The outcome of the analysis of these two ethical frameworks, Virtue Ethics and Deontology when applied to the dilemma of kill or let die, has revealed that there is no decision that is more moral right than another. The point of an ethical framework is to help us humans figure out what we ought to do when we encounter dilemmas and however improbable this situation is to arise in most of our lives, it is nonetheless possible. Furthermore, variants of this scenario wherein a group has to decide between killing a minority of the group to save a majority of the group are perhaps more frequent, and in those situations the constraints of this scenario may still hold. This scenario has revealed that when a group is confronted with a situation like this, where a choice has to be made between killing or letting die there is no simple answer, no quick fix, no easy solution, and there may not be a correct answer. What is important to note, is that while these ethical frameworks have proved to be inadequate at deciphering a more morally right choice in this scenario, they nonetheless show that we are morally responsible for our actions and that decision of this magnitude cannot be made lightly.
Works Cited
Aristotle. “Selections from the Nicomachean Ethics.” The Elements of Philosophy:
Readings from Past to Present. Ed. Tamar Szabo Gendler, et al. New York: Oxford University Press, 2008. 114-127. Print.

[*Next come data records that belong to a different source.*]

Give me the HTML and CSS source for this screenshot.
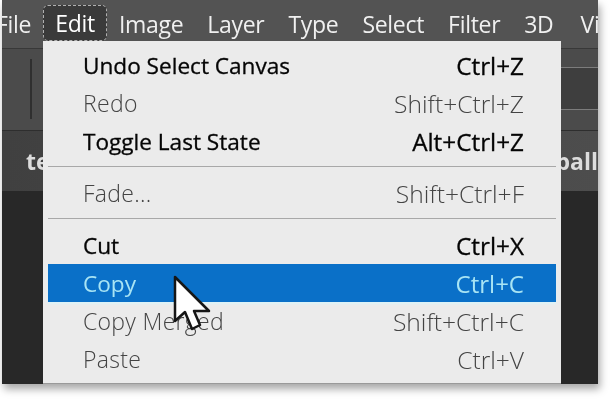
FILE: index.html
```html
<!DOCTYPE html>
<html>
<head>
    <title>Edit menu</title>
    <link rel="stylesheet" href="styles.css">
</head>
<body>
    <div class="window">
        <div class="menubar">
            <span class="top-item file">File</span>
            <span class="top-item active">Edit</span>
            <span class="top-item">Image</span>
            <span class="top-item">Layer</span>
            <span class="top-item">Type</span>
            <span class="top-item">Select</span>
            <span class="top-item">Filter</span>
            <span class="top-item">3D</span>
            <span class="top-item view">View</span>
        </div>
        <div class="options-bar">
            <div class="divider"></div>
            <div class="strip">
                <div class="band"></div>
                <div class="band dark"></div>
                <div class="band"></div>
            </div>
        </div>
        <div class="tabs">
            <span>te</span>
            <span>ball</span>
        </div>
        <div class="canvas"></div>

        <div class="menu">
            <div class="row"><span class="label strong">Undo Select Canvas</span><span class="keys strong">Ctrl+Z</span></div>
            <div class="row off"><span class="label">Redo</span><span class="keys">Shift+Ctrl+Z</span></div>
            <div class="row"><span class="label strong">Toggle Last State</span><span class="keys strong">Alt+Ctrl+Z</span></div>
            <div class="sep"></div>
            <div class="row off"><span class="label">Fade...</span><span class="keys">Shift+Ctrl+F</span></div>
            <div class="sep"></div>
            <div class="row"><span class="label strong">Cut</span><span class="keys strong">Ctrl+X</span></div>
            <div class="row selected"><span class="label">Copy</span><span class="keys">Ctrl+C</span></div>
            <div class="row off"><span class="label">Copy Merged</span><span class="keys">Shift+Ctrl+C</span></div>
            <div class="row off"><span class="label">Paste</span><span class="keys">Ctrl+V</span></div>
        </div>

        <svg class="cursor" width="48" height="66" viewBox="0 0 48 66">
            <path d="M2 2 L2 46 L12 37 L19 54 L27 50 L21 36 L36 36 Z" fill="#fff" stroke="#161616" stroke-width="2.5" stroke-linejoin="round"/>
        </svg>
    </div>
</body>
</html>
```

FILE: styles.css
```css
html, body {
    margin: 0;
    padding: 0;
    height: 100%;
    background-color: #ffffff;
    overflow: hidden;
}

.window {
    position: relative;
    display: flex;
    flex-direction: column;
    width: 596px;
    height: 384px;
    margin-left: 2px;
    overflow: hidden;
    font-family: "Open Sans", sans-serif;
    background-color: #282828;
    box-shadow: 2px 5px 8px rgba(0, 0, 0, 0.35);
    filter: blur(0.4px);
}

.menubar {
    display: flex;
    align-items: center;
    flex: none;
    height: 48px;
    background-color: #535353;
    color: #f0f0f0;
    font-size: 23px;
    letter-spacing: -0.3px;
    white-space: nowrap;
}

.top-item {
    padding: 0 12px;
}

.file {
    margin-left: -18px;
}

.active {
    height: 36px;
    margin-bottom: 2px;
    line-height: 36px;
    background-color: #3a3a3a;
    outline: 1px dashed #b0b0b0;
    outline-offset: -1px;
    border-radius: 5px;
    color: #ffffff;
}

.view {
    margin-left: 3px;
}

.options-bar {
    display: flex;
    justify-content: space-between;
    flex: none;
    height: 81px;
    background-color: #4b4b4b;
    border-top: 1px solid #383838;
    border-bottom: 1px solid #2e2e2e;
}

.divider {
    width: 2px;
    height: 60px;
    margin: 10px 0 0 28px;
    background-color: #2f2f2f;
}

.strip {
    display: flex;
    flex-direction: column;
    width: 120px;
}

.band {
    flex: none;
    height: 18px;
}

.dark {
    height: 41px;
    background-color: #3e3e3e;
    border-top: 1px solid #7c7c7c;
    border-bottom: 1px solid #7c7c7c;
}

.tabs {
    display: flex;
    justify-content: space-between;
    align-items: center;
    flex: none;
    height: 60px;
    padding: 0 0 0 24px;
    background-image: linear-gradient(to right, #404040, #4d4d4d);
    color: #dcdcdc;
    font-size: 23px;
    font-weight: 700;
}

.canvas {
    flex: 1;
    background-color: #282828;
}

/* the open dropdown sits over the rest of the window */
.menu {
    position: absolute;
    left: 41px;
    top: 41px;
    width: 518px;
    height: 343px;
    box-sizing: border-box;
    padding: 5px 5px 0;
    background-color: #ebebeb;
    border-bottom: 1px solid #9a9a9a;
    font-size: 22.6px;
}

.row {
    display: flex;
    justify-content: space-between;
    align-items: center;
    height: 38px;
    padding: 0 32px 0 35px;
}

.keys {
    font-size: 24px;
}

.strong {
    color: #050505;
    font-weight: 500;
    -webkit-text-stroke: 0.3px #050505;
}

.keys.strong {
    font-size: 24.3px;
}

.off {
    color: #444444;
    font-weight: 300;
    font-size: 23px;
}

.off .label {
    letter-spacing: 0.3px;
}

.off .keys {
    font-size: 24.6px;
}

.selected {
    background-color: #0a70c8;
    color: #a8e4f4;
    box-shadow: 0 2px 2px #dcf3f8;
}

.sep {
    height: 1px;
    margin: 6px 0 7px;
    background-color: #a8a8a8;
}

.cursor {
    position: absolute;
    left: 171px;
    top: 275px;
}
```
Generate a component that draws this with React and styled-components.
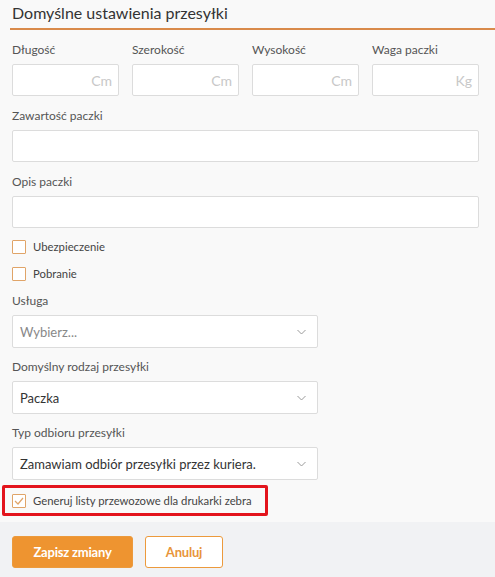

Kant, Immanuel. “Selections from Grounding for the Metaphysics of Morals.” 1785. The
Elements of Philosophy: Readings from Past to Present. Ed. Tamar Szabo Gendler, et al. New York: Oxford University Press, 2008. 105-111. Print.
O’Neill, Onora. “A Simplified Account of Kant’s Ethics.” 1980. The Elements of Philosophy:
Readings from Past to Present. Ed. Tamar Szabo Gendler, et al. New York: Oxford University Press, 2008. 112-114. Print.
Woody, Andrea. Philosophy 100 Lecture. University of Washington, Seattle, WA, November 14, 2013.